Exercise inputs:
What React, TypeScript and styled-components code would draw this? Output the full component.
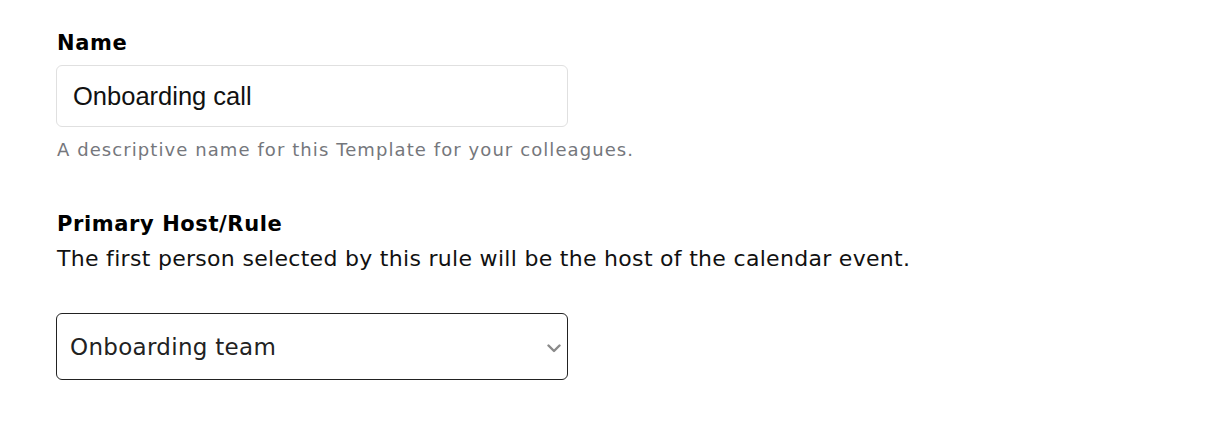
import React from "react";
import styled, { createGlobalStyle } from "styled-components";

const GlobalStyle = createGlobalStyle`
  html, body { margin: 0; padding: 0; background: #ffffff; }
  body { font-family: "DejaVu Sans", "Noto Sans", sans-serif; color: #111; }
`;

const Page = styled.div`
  padding: 29px 56px 0 56px;
  display: flex;
  flex-direction: column;
`;

const Field = styled.div<{ $gap?: number }>`
  display: flex;
  flex-direction: column;
  margin-bottom: ${(p) => p.$gap ?? 0}px;
`;

const Label = styled.label`
  font-family: "DejaVu Sans", sans-serif;
  font-weight: 700;
  font-size: 21px;
  letter-spacing: 0.6px;
  line-height: 28px;
  color: #000;
  margin-left: 1px;
`;

const TextInput = styled.input`
  box-sizing: border-box;
  width: 512px;
  height: 62px;
  margin-top: 8px;
  padding: 0 16px;
  border: 1px solid #e0e0e0;
  border-radius: 6px;
  font-family: "Liberation Sans", Arial, sans-serif;
  font-size: 25.5px;
  color: #111;
  background: #fff;
  outline: none;
`;

const Help = styled.div`
  margin-top: 11px;
  margin-left: 1px;
  font-size: 18px;
  letter-spacing: 1.08px;
  line-height: 24px;
  color: #75777c;
`;

const Description = styled.div`
  margin-top: 7px;
  margin-left: 1px;
  font-size: 22px;
  letter-spacing: 0.3px;
  line-height: 28px;
  color: #111;
`;

const SelectWrap = styled.div`
  position: relative;
  width: 512px;
  margin-top: 40px;
`;

const Select = styled.select`
  box-sizing: border-box;
  width: 512px;
  height: 67px;
  padding: 0 40px 0 13px;
  border: 1px solid #222;
  border-radius: 6px;
  font-family: "DejaVu Sans", sans-serif;
  font-size: 23px;
  letter-spacing: 0.3px;
  color: #222;
  background: #fff;
  appearance: none;
  -webkit-appearance: none;
  outline: none;
`;

const Chevron = styled.svg`
  position: absolute;
  right: 7px;
  top: 31px;
  pointer-events: none;
`;

export default function App() {
  return (
    <>
      <GlobalStyle />
      <Page>
        <Field $gap={48}>
          <Label>Name</Label>
          <TextInput defaultValue="Onboarding call" />
          <Help>A descriptive name for this Template for your colleagues.</Help>
        </Field>
        <Field>
          <Label>Primary Host/Rule</Label>
          <Description>
            The first person selected by this rule will be the host of the calendar event.
          </Description>
          <SelectWrap>
            <Select defaultValue="onboarding">
              <option value="onboarding">Onboarding team</option>
            </Select>
            <Chevron width="14" height="9" viewBox="0 0 14 9">
              <path d="M1.5 1.5 L7 7 L12.5 1.5" fill="none" stroke="#8a8a8a" strokeWidth="2.4" strokeLinecap="round" strokeLinejoin="round" />
            </Chevron>
          </SelectWrap>
        </Field>
      </Page>
    </>
  );
}
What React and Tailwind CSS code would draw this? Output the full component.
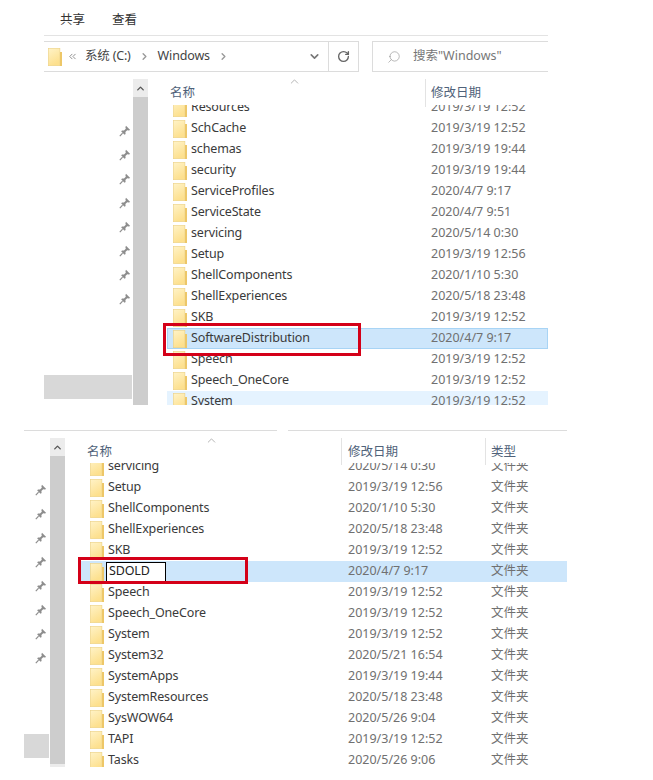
import { useId } from 'react';
import { ChevronDown, ChevronUp, ChevronRight, ChevronsLeft, RotateCw, Search } from 'lucide-react';

const topRows = [
  ['Resources', '2019/3/19 12:52'],
  ['SchCache', '2019/3/19 12:52'],
  ['schemas', '2019/3/19 19:44'],
  ['security', '2019/3/19 19:44'],
  ['ServiceProfiles', '2020/4/7 9:17'],
  ['ServiceState', '2020/4/7 9:51'],
  ['servicing', '2020/5/14 0:30'],
  ['Setup', '2019/3/19 12:56'],
  ['ShellComponents', '2020/1/10 5:30'],
  ['ShellExperiences', '2020/5/18 23:48'],
  ['SKB', '2019/3/19 12:52'],
  ['SoftwareDistribution', '2020/4/7 9:17', 'selected'],
  ['Speech', '2019/3/19 12:52'],
  ['Speech_OneCore', '2019/3/19 12:52'],
  ['System', '2019/3/19 12:52', 'hover'],
];

const bottomRows = [
  ['servicing', '2020/5/14 0:30'],
  ['Setup', '2019/3/19 12:56'],
  ['ShellComponents', '2020/1/10 5:30'],
  ['ShellExperiences', '2020/5/18 23:48'],
  ['SKB', '2019/3/19 12:52'],
  ['SDOLD', '2020/4/7 9:17', 'rename'],
  ['Speech', '2019/3/19 12:52'],
  ['Speech_OneCore', '2019/3/19 12:52'],
  ['System', '2019/3/19 12:52'],
  ['System32', '2020/5/21 16:54'],
  ['SystemApps', '2019/3/19 19:44'],
  ['SystemResources', '2020/5/18 23:48'],
  ['SysWOW64', '2020/5/26 9:04'],
  ['TAPI', '2019/3/19 12:52'],
  ['Tasks', '2020/5/26 9:06'],
];

const pins = [0, 1, 2, 3, 4, 5, 6, 7];

function FolderIcon() {
  const id = useId();
  return (
    <svg width="14" height="18" viewBox="0 0 14 18" className="shrink-0">
      <defs>
        <linearGradient id={id} x1="0" y1="0" x2="0.4" y2="1">
          <stop offset="0" stopColor="#fff3c8" />
          <stop offset="1" stopColor="#fde08e" />
        </linearGradient>
      </defs>
      <rect x="0.3" y="0.3" width="11.6" height="17.4" fill={`url(#${id})`} stroke="#ecd083" strokeWidth="0.6" />
      <rect x="12" y="4" width="2" height="14" fill="#edc768" />
    </svg>
  );
}

function PinIcon() {
  return (
    <svg width="12" height="12" viewBox="0 0 12 12" className="shrink-0">
      <path d="M7 0.8 L11.2 5 L9.8 5.6 L8.2 5.2 L6.4 7 L6.6 9 L5.6 9.8 L2.2 6.4 L3 5.4 L5 5.6 L6.8 3.8 L6.4 2.2 Z" fill="#8d8d8d" />
      <path d="M3.6 8.2 L0.8 11.2" stroke="#8d8d8d" strokeWidth="1.2" />
    </svg>
  );
}

function Row({ name, date, state, nameWidth, inset, showType, redClass }) {
  const bg =
    state === 'selected' || state === 'rename'
      ? 'bg-[#cde6fb]'
      : state === 'hover'
        ? 'bg-[#e5f3ff]'
        : '';
  return (
    <div className={`relative flex h-[21px] items-center ${bg}`}>
      {state === 'selected' && <div className="absolute inset-0 border border-[#a8d4f5]" />}
      <div className={`flex items-center ${inset} ${nameWidth}`}>
        <FolderIcon />
        {state === 'rename' ? (
          <span className="ml-[2px] flex h-[20px] w-[60px] items-center border border-black bg-white pl-[2px] tracking-[-0.15px] text-[#222]">
            {name}
          </span>
        ) : (
          <span className="ml-[4px] whitespace-nowrap tracking-[-0.15px] text-[#3a3a3a]">{name}</span>
        )}
      </div>
      <span className={`whitespace-nowrap text-[#707070] ${showType ? 'w-[143px]' : ''}`}>{date}</span>
      {showType && <span className="text-[#707070]">文件夹</span>}
      {redClass && <div className={`absolute z-10 border-[3px] border-[#d40018] ${redClass}`} />}
    </div>
  );
}

function Scrollbar({ height, endCap }) {
  return (
    <div className={`flex w-[15px] shrink-0 flex-col bg-[#cdcdcd] ${height}`}>
      <div className="flex h-[18px] items-center justify-center bg-[#ececec]">
        <ChevronUp size={11} strokeWidth={3} className="text-[#555]" />
      </div>
      {endCap && <div className="mt-auto h-[3px] bg-[#ececec]" />}
    </div>
  );
}

function TopPanel() {
  return (
    <section className="ml-[44px] w-[504px]">
      <div className="flex h-[36px] items-end gap-[27px] border-b border-[#e3e3e3] pb-[5px] pl-[16px] text-[#333]">
        <span>共享</span>
        <span>查看</span>
      </div>
      <div className="mt-[5px] flex h-[31px]">
        <div className="flex w-[284px] items-center border-y border-[#dcdcdc] pl-[4px]">
          <FolderIcon />
          <ChevronsLeft size={11} className="ml-[5px] text-[#888]" />
          <span className="ml-[7px] tracking-[-0.2px] text-[#444]">系统 (C:)</span>
          <ChevronRight size={11} strokeWidth={3} className="ml-[8px] text-[#999]" />
          <span className="ml-[8px] tracking-[-0.15px] text-[#444]">Windows</span>
          <ChevronRight size={11} strokeWidth={3} className="ml-[8px] text-[#999]" />
          <ChevronDown size={13} strokeWidth={3} className="ml-[79px] text-[#777]" />
        </div>
        <div className="flex w-[31px] items-center justify-center border border-[#dcdcdc]">
          <RotateCw size={13} strokeWidth={2.5} className="text-[#666]" />
        </div>
        <div className="ml-[13px] flex flex-1 items-center border-y border-l border-[#dcdcdc] pl-[14px] text-[#777]">
          <Search size={14} strokeWidth={1} className="-scale-x-100 text-[#888]" />
          <span className="ml-[12px]">搜索"Windows"</span>
        </div>
      </div>
      <div className="mt-[7px] flex h-[326px]">
        <div className="flex w-[89px] shrink-0 flex-col">
          <div className="flex flex-col items-end gap-[12px] pr-[2px] pt-[46px]">
            {pins.map((p) => (
              <PinIcon key={p} />
            ))}
          </div>
          <div className="mt-auto mb-[6px] mr-[1px] h-[24px] bg-[#d8d8d8]" />
        </div>
        <Scrollbar height="h-[326px]" />
        <div className="ml-[19px] min-w-0 flex-1">
          <div className="relative h-[26px]">
            <div className="flex h-full items-center pl-[3px] pt-[2px] text-[#4f6279]">
              <span className="w-[261px]">名称</span>
              <span>修改日期</span>
            </div>
            <ChevronUp size={13} strokeWidth={1} className="absolute left-[121px] top-[-4px] text-[#777]" />
            <div className="absolute left-[258px] top-0 h-[28px] w-px bg-[#e3e3e3]" />
          </div>
          <div className="-ml-[6px] h-[300px] overflow-hidden pl-[6px]">
            <div className="-mt-[8px]">
              {topRows.map(([name, date, state]) => (
                <Row
                  key={name}
                  name={name}
                  date={date}
                  state={state}
                  inset="pl-[6px]"
                  nameWidth="w-[264px]"
                  redClass={state === 'selected' ? 'left-[-4px] top-[-5px] h-[33px] w-[198px]' : ''}
                />
              ))}
            </div>
          </div>
        </div>
      </div>
    </section>
  );
}

function BottomPanel() {
  return (
    <section className="ml-[24px] mt-[25px] w-[543px]">
      <div className="flex h-px">
        <div className="w-[253px] bg-[#dcdcdc]" />
        <div className="ml-[11px] flex-1 bg-[#dcdcdc]" />
      </div>
      <div className="mt-[7px] flex h-[329px]">
        <div className="flex w-[26px] shrink-0 flex-col">
          <div className="flex flex-col items-end gap-[12px] pr-[3px] pt-[46px]">
            {pins.map((p) => (
              <PinIcon key={p} />
            ))}
          </div>
          <div className="mt-auto mb-[9px] mr-[1px] h-[24px] bg-[#d8d8d8]" />
        </div>
        <Scrollbar height="h-[329px]" endCap />
        <div className="ml-[15px] min-w-0 flex-1">
          <div className="relative h-[25px]">
            <div className="flex h-[23px] items-center pl-[7px] pt-[5px] text-[#4f6279]">
              <span className="w-[261px]">名称</span>
              <span className="w-[143px]">修改日期</span>
              <span>类型</span>
            </div>
            <ChevronUp size={13} strokeWidth={1} className="absolute left-[125px] top-[-4px] text-[#777]" />
            <div className="absolute left-[261px] top-0 h-[27px] w-px bg-[#e3e3e3]" />
            <div className="absolute left-[405px] top-0 h-[27px] w-px bg-[#e3e3e3]" />
          </div>
          <div className="-ml-[4px] h-[304px] overflow-hidden pl-[4px]">
            <div className="-mt-[7px]">
              {bottomRows.map(([name, date, state]) => (
                <Row
                  key={name}
                  name={name}
                  date={date}
                  state={state}
                  inset="pl-[10px]"
                  nameWidth="w-[268px]"
                  showType
                  redClass={state === 'rename' ? 'left-[-2px] top-[-4px] h-[27px] w-[170px]' : ''}
                />
              ))}
            </div>
          </div>
        </div>
      </div>
    </section>
  );
}

export default function App() {
  return (
    <div className="h-[780px] w-[653px] overflow-hidden bg-white font-['Noto_Sans','Noto_Sans_CJK_SC',sans-serif] text-[12.5px]">
      <TopPanel />
      <BottomPanel />
    </div>
  );
}
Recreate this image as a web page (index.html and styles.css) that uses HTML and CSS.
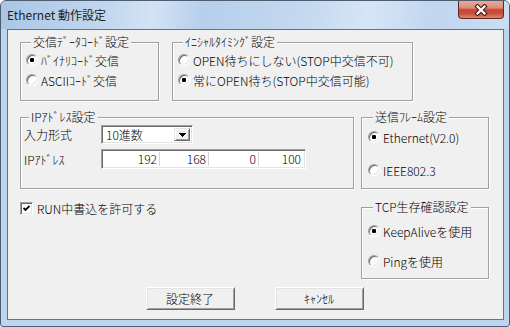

Task to complete: Write out word for word the lines above that run from the one with "What React and" to the one with "const pins = [0, 1, 2, 3, 4, 5, 6, 7];". Include both end lines; exclude the images.

The output:
What React and Tailwind CSS code would draw this? Output the full component.
import { useId } from 'react';
import { ChevronDown, ChevronUp, ChevronRight, ChevronsLeft, RotateCw, Search } from 'lucide-react';

const topRows = [
  ['Resources', '2019/3/19 12:52'],
  ['SchCache', '2019/3/19 12:52'],
  ['schemas', '2019/3/19 19:44'],
  ['security', '2019/3/19 19:44'],
  ['ServiceProfiles', '2020/4/7 9:17'],
  ['ServiceState', '2020/4/7 9:51'],
  ['servicing', '2020/5/14 0:30'],
  ['Setup', '2019/3/19 12:56'],
  ['ShellComponents', '2020/1/10 5:30'],
  ['ShellExperiences', '2020/5/18 23:48'],
  ['SKB', '2019/3/19 12:52'],
  ['SoftwareDistribution', '2020/4/7 9:17', 'selected'],
  ['Speech', '2019/3/19 12:52'],
  ['Speech_OneCore', '2019/3/19 12:52'],
  ['System', '2019/3/19 12:52', 'hover'],
];

const bottomRows = [
  ['servicing', '2020/5/14 0:30'],
  ['Setup', '2019/3/19 12:56'],
  ['ShellComponents', '2020/1/10 5:30'],
  ['ShellExperiences', '2020/5/18 23:48'],
  ['SKB', '2019/3/19 12:52'],
  ['SDOLD', '2020/4/7 9:17', 'rename'],
  ['Speech', '2019/3/19 12:52'],
  ['Speech_OneCore', '2019/3/19 12:52'],
  ['System', '2019/3/19 12:52'],
  ['System32', '2020/5/21 16:54'],
  ['SystemApps', '2019/3/19 19:44'],
  ['SystemResources', '2020/5/18 23:48'],
  ['SysWOW64', '2020/5/26 9:04'],
  ['TAPI', '2019/3/19 12:52'],
  ['Tasks', '2020/5/26 9:06'],
];

const pins = [0, 1, 2, 3, 4, 5, 6, 7];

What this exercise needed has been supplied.